● PROBLEM TO WORK ON
Leave out every picture, then output exactly the lines between the ones holding "What React, TypeScript" and "import React from", inclusive, and nothing beyond them.

----- DATASET EXCERPTS

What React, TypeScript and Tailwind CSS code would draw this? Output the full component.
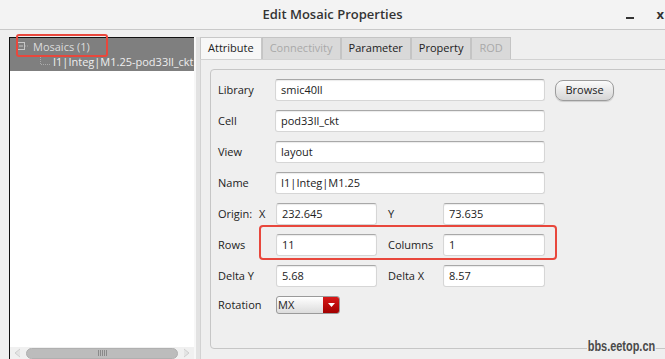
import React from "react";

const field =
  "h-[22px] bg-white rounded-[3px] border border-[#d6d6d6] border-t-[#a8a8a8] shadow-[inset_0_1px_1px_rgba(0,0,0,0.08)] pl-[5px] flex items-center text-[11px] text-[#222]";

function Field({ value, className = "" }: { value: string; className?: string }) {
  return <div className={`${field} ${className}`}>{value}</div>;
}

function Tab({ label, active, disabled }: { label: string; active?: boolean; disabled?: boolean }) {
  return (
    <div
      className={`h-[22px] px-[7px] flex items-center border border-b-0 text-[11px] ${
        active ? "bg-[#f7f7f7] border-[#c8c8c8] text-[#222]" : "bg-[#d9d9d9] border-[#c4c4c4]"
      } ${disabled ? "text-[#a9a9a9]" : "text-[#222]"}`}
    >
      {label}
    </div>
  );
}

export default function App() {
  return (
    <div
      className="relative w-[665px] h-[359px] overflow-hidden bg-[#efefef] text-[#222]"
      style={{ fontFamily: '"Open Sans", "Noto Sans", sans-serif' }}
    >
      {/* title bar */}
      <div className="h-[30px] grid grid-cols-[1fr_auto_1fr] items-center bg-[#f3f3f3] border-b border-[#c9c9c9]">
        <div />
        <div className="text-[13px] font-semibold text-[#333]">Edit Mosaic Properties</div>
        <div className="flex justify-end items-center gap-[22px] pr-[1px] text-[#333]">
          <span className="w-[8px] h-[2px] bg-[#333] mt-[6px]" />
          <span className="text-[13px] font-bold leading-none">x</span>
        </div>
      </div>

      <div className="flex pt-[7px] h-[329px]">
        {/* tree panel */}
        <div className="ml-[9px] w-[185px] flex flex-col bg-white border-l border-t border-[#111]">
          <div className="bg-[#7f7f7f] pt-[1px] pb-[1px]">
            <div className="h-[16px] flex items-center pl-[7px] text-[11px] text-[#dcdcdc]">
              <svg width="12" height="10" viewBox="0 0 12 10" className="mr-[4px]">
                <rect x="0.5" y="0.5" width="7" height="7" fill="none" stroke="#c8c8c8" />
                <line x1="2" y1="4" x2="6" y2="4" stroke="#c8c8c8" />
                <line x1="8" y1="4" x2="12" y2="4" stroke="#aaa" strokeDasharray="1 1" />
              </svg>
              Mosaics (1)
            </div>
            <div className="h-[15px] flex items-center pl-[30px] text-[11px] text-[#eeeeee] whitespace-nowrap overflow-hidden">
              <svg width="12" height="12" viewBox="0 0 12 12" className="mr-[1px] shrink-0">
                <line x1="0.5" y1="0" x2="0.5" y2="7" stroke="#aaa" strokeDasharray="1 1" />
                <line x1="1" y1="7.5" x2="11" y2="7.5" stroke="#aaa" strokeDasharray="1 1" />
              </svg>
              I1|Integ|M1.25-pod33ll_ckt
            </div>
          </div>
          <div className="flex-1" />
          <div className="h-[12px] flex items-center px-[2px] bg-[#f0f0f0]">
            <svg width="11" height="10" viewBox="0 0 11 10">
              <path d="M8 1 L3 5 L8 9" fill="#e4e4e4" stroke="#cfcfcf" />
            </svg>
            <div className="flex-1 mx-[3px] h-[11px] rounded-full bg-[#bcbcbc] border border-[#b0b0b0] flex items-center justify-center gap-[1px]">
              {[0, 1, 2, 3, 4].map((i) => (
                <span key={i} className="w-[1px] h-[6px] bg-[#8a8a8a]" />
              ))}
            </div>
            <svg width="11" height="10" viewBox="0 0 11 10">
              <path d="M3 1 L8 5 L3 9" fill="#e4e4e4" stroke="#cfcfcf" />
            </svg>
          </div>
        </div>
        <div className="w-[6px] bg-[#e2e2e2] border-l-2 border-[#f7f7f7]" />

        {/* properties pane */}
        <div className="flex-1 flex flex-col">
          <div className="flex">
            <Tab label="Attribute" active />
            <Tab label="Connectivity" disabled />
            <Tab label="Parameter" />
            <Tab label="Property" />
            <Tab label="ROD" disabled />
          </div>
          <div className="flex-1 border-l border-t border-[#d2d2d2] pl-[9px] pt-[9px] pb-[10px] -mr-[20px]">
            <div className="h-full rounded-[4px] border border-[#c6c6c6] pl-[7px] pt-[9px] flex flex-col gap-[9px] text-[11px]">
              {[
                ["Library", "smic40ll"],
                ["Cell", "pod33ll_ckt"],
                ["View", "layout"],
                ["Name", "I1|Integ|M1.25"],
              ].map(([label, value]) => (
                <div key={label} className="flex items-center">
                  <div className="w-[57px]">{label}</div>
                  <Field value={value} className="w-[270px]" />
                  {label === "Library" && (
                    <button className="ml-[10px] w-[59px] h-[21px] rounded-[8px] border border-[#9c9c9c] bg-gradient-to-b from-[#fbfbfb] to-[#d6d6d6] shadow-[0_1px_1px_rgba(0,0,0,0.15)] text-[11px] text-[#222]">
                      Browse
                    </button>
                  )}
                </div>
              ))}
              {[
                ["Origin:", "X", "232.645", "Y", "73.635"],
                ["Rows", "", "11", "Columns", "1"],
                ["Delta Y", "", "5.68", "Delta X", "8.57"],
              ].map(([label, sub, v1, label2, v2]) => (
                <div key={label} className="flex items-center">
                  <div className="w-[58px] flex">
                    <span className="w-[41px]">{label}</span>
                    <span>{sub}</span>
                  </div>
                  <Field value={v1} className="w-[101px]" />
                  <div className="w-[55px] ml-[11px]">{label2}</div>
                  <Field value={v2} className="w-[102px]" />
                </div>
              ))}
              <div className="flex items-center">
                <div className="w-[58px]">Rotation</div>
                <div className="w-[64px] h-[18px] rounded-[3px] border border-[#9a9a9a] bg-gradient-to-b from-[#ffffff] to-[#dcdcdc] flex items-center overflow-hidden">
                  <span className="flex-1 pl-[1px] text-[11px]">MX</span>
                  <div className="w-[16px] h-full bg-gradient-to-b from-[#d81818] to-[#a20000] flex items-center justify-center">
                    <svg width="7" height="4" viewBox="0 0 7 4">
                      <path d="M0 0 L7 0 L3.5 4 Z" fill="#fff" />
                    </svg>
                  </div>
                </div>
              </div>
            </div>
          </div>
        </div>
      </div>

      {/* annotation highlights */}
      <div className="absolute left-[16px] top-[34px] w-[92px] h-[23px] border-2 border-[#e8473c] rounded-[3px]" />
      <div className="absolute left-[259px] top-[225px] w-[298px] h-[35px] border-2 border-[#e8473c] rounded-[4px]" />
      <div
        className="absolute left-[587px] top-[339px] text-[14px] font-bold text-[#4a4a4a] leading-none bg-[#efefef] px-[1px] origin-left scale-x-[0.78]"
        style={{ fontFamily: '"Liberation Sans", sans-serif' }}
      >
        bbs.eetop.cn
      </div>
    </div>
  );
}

----------
----- DATASET EXCERPTS

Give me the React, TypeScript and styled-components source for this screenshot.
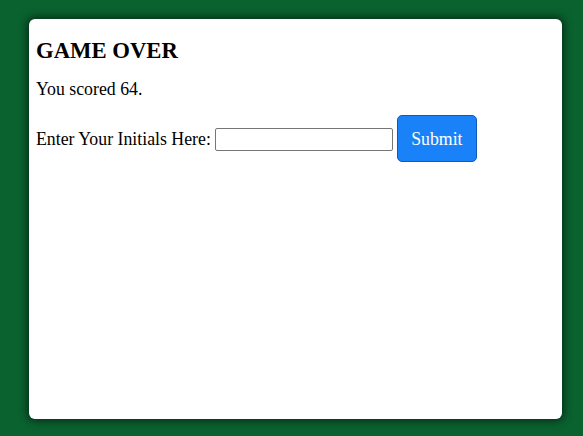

----------

● SOLUTION TO THIS PROBLEM
What React, TypeScript and Tailwind CSS code would draw this? Output the full component.
import React from "react";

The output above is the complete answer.